Maybe you work primarily as a realistic fiction writer, with your novels based more in reality than fantasy. While you may feel comfortable in this area, use quickwrites as an opportunity to experiment with the unrealistic, or use it as a chance to explore a different writing style, like non-fiction or poetry. You might find an idea for a new book.
Maybe you are debating adding a new character to your main work, but fear they may upset the carefully crafted balance of your novel. Take a few quickwrite sessions to test drive your new character in the setting of your novel. Do they fit well? Which characters do they interact with best? Which setting to they work best in?
You could also use prompts as an oppurtunity to re-write passages from your current novel or short story from a different perspective. If you’re usually a third-person writer, maybe you can transform the passage into something from the protagonist’s point of view. If you are a first-person writer, could you experiment with set description using third person? Maybe you change the focus of the novel entirely. Instead of focusing on the main character, could you rewrite the events from the perspective of another character?

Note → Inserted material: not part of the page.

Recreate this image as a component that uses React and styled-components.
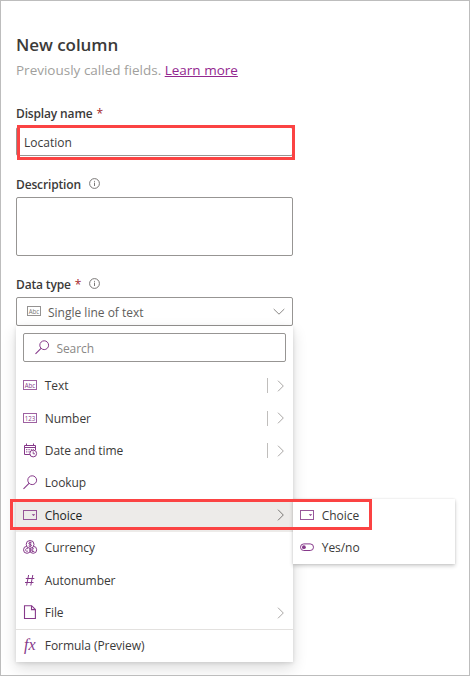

Even if an idea seems wild, use quickwrites as a chance to give those ideas life. If they don’t work out in the end, it is okay! They are just temporary writing experiments that don’t always have to transform into something great.
As you start using quickwrites in your daily writing practice, keep in mind that nothing about them has to be perfect. Use them as an opportunity to experiment with new ideas or genres without the pressure that comes with crafting your novel or short story. Have fun with your quickwrites, and you’ll be using them to their full potential!